Powdered formulae (PF) can be used to supplement or replace human breast milk. As a powder, it has advantages of cost and storage over the liquid form, however liquid (ready-to-use) infant formula is commercially sterile and is rarely implicated in human illness. PF includes all types of powdered formulae for infants and young children, including powdered infant formulae (PIF) and infant formulae for special medical purposes, follow-up formula (FUF), and human milk fortifiers used to supplement breast milk.

In general, PF products have been identified as high-risk foods for the growth of Cronobacter spp. (E. sakazakii) although only PIF has been implicated in cases of Cronobacter spp. (E. sakazakii) infection.

PIF is intended for newborns to weaning infants. Its composition closely resembles human breast milk. It is subject to stringent hygiene controls and microbial criteria in its manufacture. Current international standards (CAC, 2008) require Cronobacter spp. (E. sakazakii) to be absent in 30 samples of 10 grams.

Follow up formula (FUF) is a liquid food (derived from milk and/or other constituents of animal/plant origin) that is suitable for weaning infants from their 6th to 12th month. FUF may contain a wider variety of dry-mix ingredients that diversify the diet, e.g. cocoa powder, fruit/vegetable powders or flakes and flavours. FUF generally has a higher protein, iron and mineral content and a higher renal solute load compared to PIF.

International evidence suggests that FUF has been consumed by infants <6 months old, and occasionally <1 month old. A general consensus has been reached by the Codex Alimentarius Commission not to establish a microbial criterion for Cronobacter spp. (E. sakazakii) in FUF. This is mostly due to a lack of evidence associating illness with FUF, but also because feeding FUF to infants <6 months old contradicts manufacturers’ directions. Unintended use or misuse of FUF has led to calls for clearer labelling and education of caregivers and healthcare professionals regarding the appropriate preparation and use of PIF and FUF.

Growth and Control

Growth

Temperature: Range 5.5-45°C. Optimum 39.4°C. Generation time 5 h at 10°C, 40 min at 23°C, 20 min at optimum.
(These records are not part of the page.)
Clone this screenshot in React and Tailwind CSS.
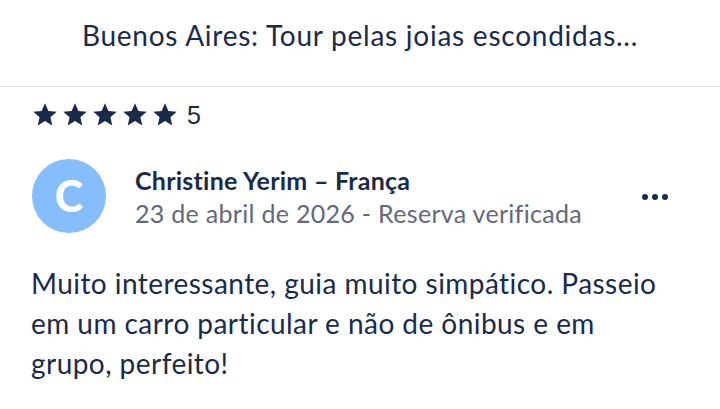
import React from 'react';

const Star = () => (
  <svg viewBox="0 0 24 24" className="w-[26px] h-[26px]" fill="#1a2b49">
    <path d="M12 1.2l3.15 7.05 7.65.7-5.8 5.1 1.72 7.55L12 17.65l-6.72 3.95L7 14.05l-5.8-5.1 7.65-.7z" />
  </svg>
);

export default function App() {
  return (
    <div className="w-[720px] h-[409px] bg-white overflow-hidden text-[#1a2b49]" style={{ fontFamily: 'Lato, "Open Sans", sans-serif' }}>
      {/* Header */}
      <div className="h-[87px] border-b border-[#e4e4e4] flex justify-center pt-[15px]">
        <h1 className="text-[28px] leading-[40px] font-normal tracking-[0.75px]">Buenos Aires: Tour pelas joias escondidas...</h1>
      </div>

      <div className="px-[32px]">
        {/* Rating */}
        <div className="flex items-center mt-[15px] h-[26px]">
          <div className="flex gap-[4px]">
            <Star />
            <Star />
            <Star />
            <Star />
            <Star />
          </div>
          <span className="ml-[9px] text-[25px] leading-none" style={{ fontFamily: '"Liberation Sans", Arial, sans-serif' }}>5</span>
        </div>

        {/* Reviewer */}
        <div className="flex items-center mt-[31px]">
          <div className="w-[74px] h-[74px] rounded-full bg-[#85bdfd] flex items-center justify-center shrink-0">
            <span className="text-white text-[43px] font-black leading-none pb-[2px]">C</span>
          </div>
          <div className="ml-[29px] flex-1">
            <div className="text-[25px] leading-[32px] font-bold tracking-[0.25px]">Christine Yerim – França</div>
            <div className="text-[25px] leading-[32px] text-[#63687a] tracking-[0.3px] mt-[1px]">23 de abril de 2026 - Reserva verificada</div>
          </div>
          <div className="flex gap-[4px] mr-[20px] mt-[2px]">
            <span className="w-[6px] h-[6px] rounded-full bg-[#1a2b49]" />
            <span className="w-[6px] h-[6px] rounded-full bg-[#1a2b49]" />
            <span className="w-[6px] h-[6px] rounded-full bg-[#1a2b49]" />
          </div>
        </div>

        {/* Body */}
        <p className="-ml-[1px] mt-[30px] text-[28px] leading-[40px] tracking-[0.45px] max-w-[650px]">
          Muito interessante, guia muito simpático. Passeio em um carro particular e não de ônibus e em grupo, perfeito!
        </p>
      </div>
    </div>
  );
}
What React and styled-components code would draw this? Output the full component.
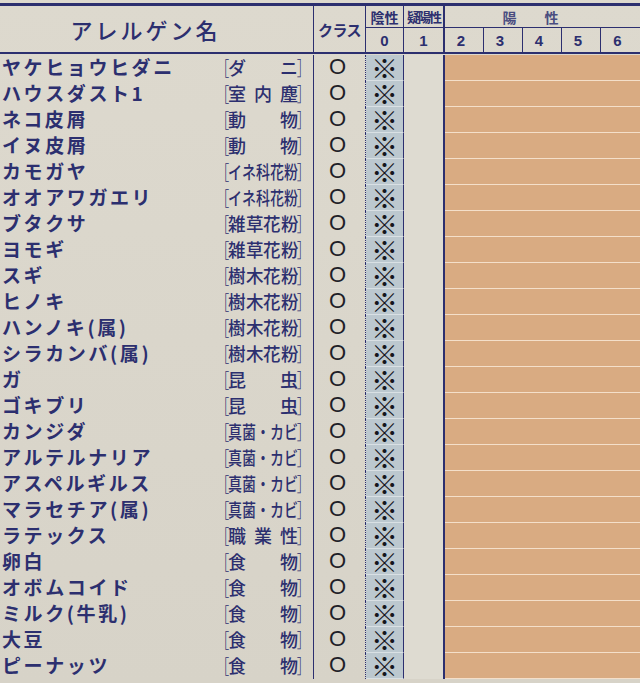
import styled, { createGlobalStyle } from "styled-components";

const NAVY = "#2c2f6f";
const COLS = "216px 98px 52px 38px 41px 195px";

const rows = [
  ["ヤケヒョウヒダニ", "ダニ"],
  ["ハウスダスト1", "室内塵"],
  ["ネコ皮屑", "動物"],
  ["イヌ皮屑", "動物"],
  ["カモガヤ", "イネ科花粉"],
  ["オオアワガエリ", "イネ科花粉"],
  ["ブタクサ", "雑草花粉"],
  ["ヨモギ", "雑草花粉"],
  ["スギ", "樹木花粉"],
  ["ヒノキ", "樹木花粉"],
  ["ハンノキ(属)", "樹木花粉"],
  ["シラカンバ(属)", "樹木花粉"],
  ["ガ", "昆虫"],
  ["ゴキブリ", "昆虫"],
  ["カンジダ", "真菌・カビ"],
  ["アルテルナリア", "真菌・カビ"],
  ["アスペルギルス", "真菌・カビ"],
  ["マラセチア(属)", "真菌・カビ"],
  ["ラテックス", "職業性"],
  ["卵白", "食物"],
  ["オボムコイド", "食物"],
  ["ミルク(牛乳)", "食物"],
  ["大豆", "食物"],
  ["ピーナッツ", "食物"],
];

const Global = createGlobalStyle`
  html, body {
    margin: 0;
    padding: 0;
    overflow: hidden;
    background: #dcd8cc;
  }
  body {
    font-family: "Noto Sans CJK JP", "Noto Sans", sans-serif;
  }
`;

export default function App() {
  return (
    <>
      <Global />
      <Page>
        <Sheet>
          <Header>
            <NameHead>アレルゲン名</NameHead>
            <ClassHead>クラス</ClassHead>
            <TopHead $col={4}>陰性</TopHead>
            <TopHead $col={5} $narrow>疑陽性</TopHead>
            <TopHead $col={6} $wide>陽　　性</TopHead>
            <NumHead $col={4}>0</NumHead>
            <NumHead $col={5}>1</NumHead>
            <NumGroup>
              {[2, 3, 4, 5, 6].map((n) => (
                <NumCell key={n}>{n}</NumCell>
              ))}
            </NumGroup>
          </Header>
          <Body>
            {rows.map(([name, cat]) => (
              <Row key={name}>
                <Name>{name}</Name>
                <CatCell>
                  <Category text={cat} />
                </CatCell>
                <ClassCell>O</ClassCell>
                <NegCell>※</NegCell>
                <DoubtCell />
                <PosCell />
              </Row>
            ))}
          </Body>
        </Sheet>
      </Page>
    </>
  );
}

function Category({ text }) {
  const chars = Array.from(text);
  const inner = 70;
  const w = chars.length > 3 ? inner / chars.length : 18;
  const s = Math.min(1, w / 18);
  return (
    <CatBox>
      <Bracket>［</Bracket>
      <CatInner>
        {chars.map((c, i) => (
          <CatChar key={i} $w={w} $s={s}>
            {c}
          </CatChar>
        ))}
      </CatInner>
      <Bracket>］</Bracket>
    </CatBox>
  );
}

const Page = styled.div`
  width: 640px;
  height: 683px;
  overflow: hidden;
  padding-top: 3px;
  box-sizing: border-box;
  background: linear-gradient(180deg, #ddd9ce 0%, #d7d3c8 100%);
`;

const Sheet = styled.div`
  width: 652px;
  border-top: 3px solid ${NAVY};
  border-right: 3px solid ${NAVY};
  border-top-right-radius: 14px;
`;

const Header = styled.div`
  display: grid;
  grid-template-columns: ${COLS};
  grid-template-rows: 22px 24px;
  border-bottom: 2px solid ${NAVY};
  color: ${NAVY};
  font-weight: 700;
`;

const NameHead = styled.div`
  grid-column: 1 / 3;
  grid-row: 1 / 3;
  display: flex;
  align-items: center;
  justify-content: center;
  padding-right: 22px;
  font-size: 22px;
  font-weight: 500;
  letter-spacing: 3px;
  border-right: 1px solid ${NAVY};
`;

const ClassHead = styled.div`
  grid-column: 3;
  grid-row: 1 / 3;
  display: flex;
  align-items: center;
  justify-content: center;
  font-size: 15px;
  letter-spacing: -0.5px;
  border-right: 1px solid ${NAVY};
`;

const TopHead = styled.div`
  grid-column: ${(p) => p.$col};
  grid-row: 1;
  display: flex;
  align-items: center;
  justify-content: center;
  font-size: ${(p) => (p.$narrow ? "13px" : "14px")};
  letter-spacing: ${(p) => (p.$narrow ? "-2px" : "0")};
  padding-right: ${(p) => (p.$wide ? "24px" : "0")};
  border-bottom: 1px solid ${NAVY};
  border-right: ${(p) => (p.$col === 5 ? `2px solid ${NAVY}` : p.$col === 4 ? `1px solid ${NAVY}` : "none")};
  color: ${(p) => (p.$wide ? "#4a4d80" : NAVY)};
`;

const NumHead = styled.div`
  grid-column: ${(p) => p.$col};
  grid-row: 2;
  display: flex;
  align-items: center;
  justify-content: center;
  font-family: "Liberation Sans", "Noto Sans", sans-serif;
  font-size: 15px;
  border-right: ${(p) => (p.$col === 5 ? `2px solid ${NAVY}` : `1px solid ${NAVY}`)};
`;

const NumGroup = styled.div`
  grid-column: 6;
  grid-row: 2;
  display: grid;
  grid-template-columns: repeat(5, 1fr);
`;

const NumCell = styled.div`
  display: flex;
  align-items: center;
  justify-content: center;
  font-family: "Liberation Sans", "Noto Sans", sans-serif;
  font-size: 15px;
  padding-right: 6px;
  border-right: 1px solid ${NAVY};
  &:last-child {
    border-right: none;
  }
`;

const Body = styled.div`
  display: flex;
  flex-direction: column;
  padding-top: 1px;
`;

const Row = styled.div`
  display: grid;
  grid-template-columns: ${COLS};
  height: 26px;
`;

const Name = styled.div`
  display: flex;
  align-items: center;
  padding: 0 0 3px 2px;
  font-size: 19px;
  line-height: 1;
  font-weight: 700;
  letter-spacing: 2.6px;
  color: ${NAVY};
  white-space: nowrap;
`;

const CatCell = styled.div`
  display: flex;
  align-items: center;
  padding-bottom: 3px;
  border-right: 1px solid ${NAVY};
`;

const CatBox = styled.div`
  display: flex;
  align-items: center;
  width: 92px;
  margin-left: 1px;
  color: ${NAVY};
  font-size: 18px;
  line-height: 1;
`;

const Bracket = styled.span`
  width: 11px;
  font-weight: 300;
  display: inline-flex;
  justify-content: center;
  transform: scale(0.75, 1.1);
`;

const CatInner = styled.span`
  flex: 1;
  display: flex;
  justify-content: space-between;
  font-weight: 500;
`;

const CatChar = styled.span`
  display: inline-flex;
  justify-content: center;
  width: ${(p) => p.$w}px;
  transform: scaleX(${(p) => p.$s});
`;

const ClassCell = styled.div`
  display: flex;
  align-items: center;
  justify-content: center;
  padding: 0 4px 2px 0;
  font-family: "Liberation Sans", "DejaVu Sans", sans-serif;
  font-size: 22px;
  line-height: 1;
  color: #1f1f28;
  border-right: 1px dotted ${NAVY};
`;

const NegCell = styled.div`
  display: flex;
  align-items: center;
  justify-content: center;
  font-family: "Noto Sans CJK JP", sans-serif;
  font-size: 27px;
  font-weight: 400;
  line-height: 22px;
  color: #15151c;
  background: #bcc8cf;
  border-bottom: 1px solid rgba(240, 244, 246, 0.55);
  border-right: 1px solid ${NAVY};
`;

const DoubtCell = styled.div`
  background: #dedbd1;
  border-right: 2px solid ${NAVY};
`;

const PosCell = styled.div`
  background: #d9ab82;
  border-bottom: 1.5px solid rgba(250, 236, 220, 0.8);
`;
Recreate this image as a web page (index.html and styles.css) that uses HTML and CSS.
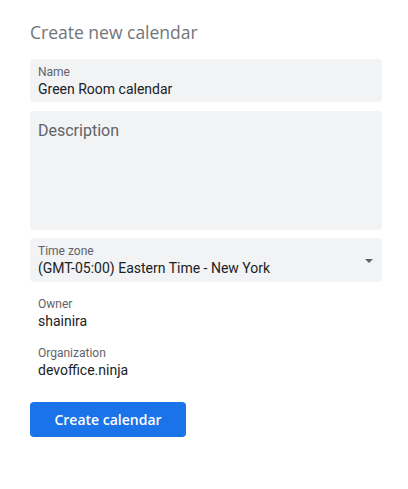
FILE: index.html
```html
<!DOCTYPE html>
<html>
<head>
<meta charset="utf-8">
<link rel="stylesheet" href="styles.css">
</head>
<body>
<div class="page">
  <h1 class="title">Create new calendar</h1>
  <div class="field">
    <div class="label">Name</div>
    <div class="value">Green Room calendar</div>
  </div>
  <div class="field area">
    <div class="placeholder">Description</div>
  </div>
  <div class="field select">
    <div class="select-text">
      <div class="label">Time zone</div>
      <div class="value">(GMT-05:00) Eastern Time - New York</div>
    </div>
    <span class="arrow"></span>
  </div>
  <div class="info">
    <div class="label">Owner</div>
    <div class="value">shainira</div>
  </div>
  <div class="info">
    <div class="label">Organization</div>
    <div class="value">devoffice.ninja</div>
  </div>
  <button class="btn">Create calendar</button>
</div>
</body>
</html>
```
FILE: styles.css
```css
* { box-sizing: border-box; }
html, body { margin: 0; padding: 0; background: #fff; }
body { font-family: Roboto, "Liberation Sans", Arial, sans-serif; }
.page {
  width: 352px;
  margin-left: 30px;
  padding-top: 20px;
  display: flex;
  flex-direction: column;
}
.title {
  margin: 0 0 15px 0;
  font-family: "Open Sans", Roboto, sans-serif;
  font-weight: 400;
  font-size: 17.5px;
  line-height: 24px;
  color: #70757a;
}
.field {
  background: #f1f3f4;
  border-radius: 4px;
  padding: 7px 8px 3px 8px;
  margin-bottom: 9px;
}
.label {
  font-size: 12px;
  line-height: 13px;
  color: #5f6368;
}
.value {
  font-size: 14px;
  line-height: 20px;
  color: #202124;
}
.area {
  height: 119px;
  padding-top: 8px;
}
.placeholder {
  font-size: 16px;
  line-height: 24px;
  color: #5f6368;
}
.select {
  margin-top: -1px;
  display: flex;
  align-items: center;
  padding-bottom: 4px;
  padding-right: 9px;
}
.select-text { flex: 1; }
.arrow {
  width: 0;
  height: 0;
  border-left: 4px solid transparent;
  border-right: 4px solid transparent;
  border-top: 4px solid #5f6368;
  margin-top: -2px;
}
.info {
  padding-left: 8px;
  margin-top: 7px;
  margin-bottom: 10px;
}
.info + .info { margin-top: 6px; }
.btn {
  margin-top: 12px;
  width: 156px;
  height: 35px;
  border: none;
  border-radius: 4px;
  background: #1a73e8;
  color: #fff;
  font-family: "Open Sans", Roboto, sans-serif;
  font-weight: 600;
  font-size: 14px;
  padding: 0;
}
```
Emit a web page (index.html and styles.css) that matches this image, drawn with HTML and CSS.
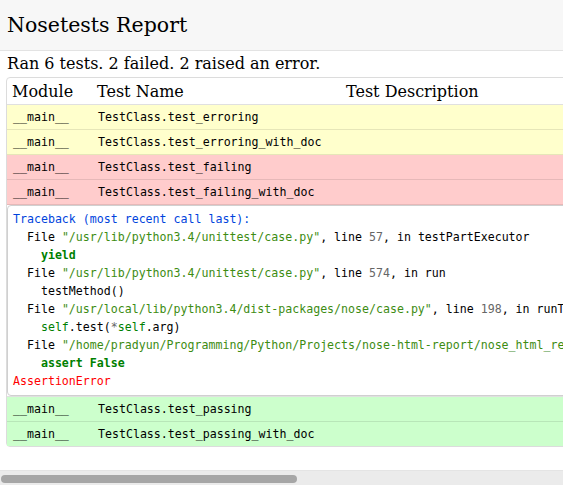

It has been shown to grow in breast milk and breast milk with fortifiers (calorie and/or nutrient supplements) at 23°C and 37°C. The addition of fortifiers slowed growth at both temperatures, the effect was especially pronounced at 10°C.

pH Minimum 3.89. Optimum 5-9. No maximum value found in the literature.

Atmosphere Grows in aerobic and anaerobic conditions.

Water Activity Maximum salt concentration permitting growth: 9.1% (Lambert and Bidlas, 2007).

Survival

Favoured in PIF at low aw and temperature. In a long-term survival experiment the organism was inoculated into PIF to achieve a final reconstituted concentration of 106 cfu/ml and the PIF stored in screw-capped bottle at room temperature for 2 years. A final concentration of approximately 300 cfu/ml was measured in the reconstituted product (a 3.4 log10 reduction). Most of the reduction occurred in the first 5 months.

Temperature Survived 6 months of freezing in reconstituted PIF without a decrease in concentration. Ten strains did not grow in reconstituted PIF stored at 4°C but could be detected by enrichment 72 h after preparation.

pH Ability to survive moderate acid conditions is pH-dependent. Ten of twelve strains reduced by less than 1 log10 during a 5-hour challenge at pH 3.5 (at 36°C).

Water Activity Survives in PIF (aw = 0.2). Survived better in PIF at aw 0.25-0.30 than in PIF at aw 0.43-0.50 at both 21°C and 30°C

Exponential-phase cells are more sensitive to drying than stationary-phase cells in low Water Activity environments. Dried stationary phase cells survived 46 days at 25°C and 47°C, reducing by around 2 log10 CFU/ml in the first 20 days then remained stable.

Inactivation

No synergistic interactions between inhibitory factors such as weak acids, pH, salt and temperature.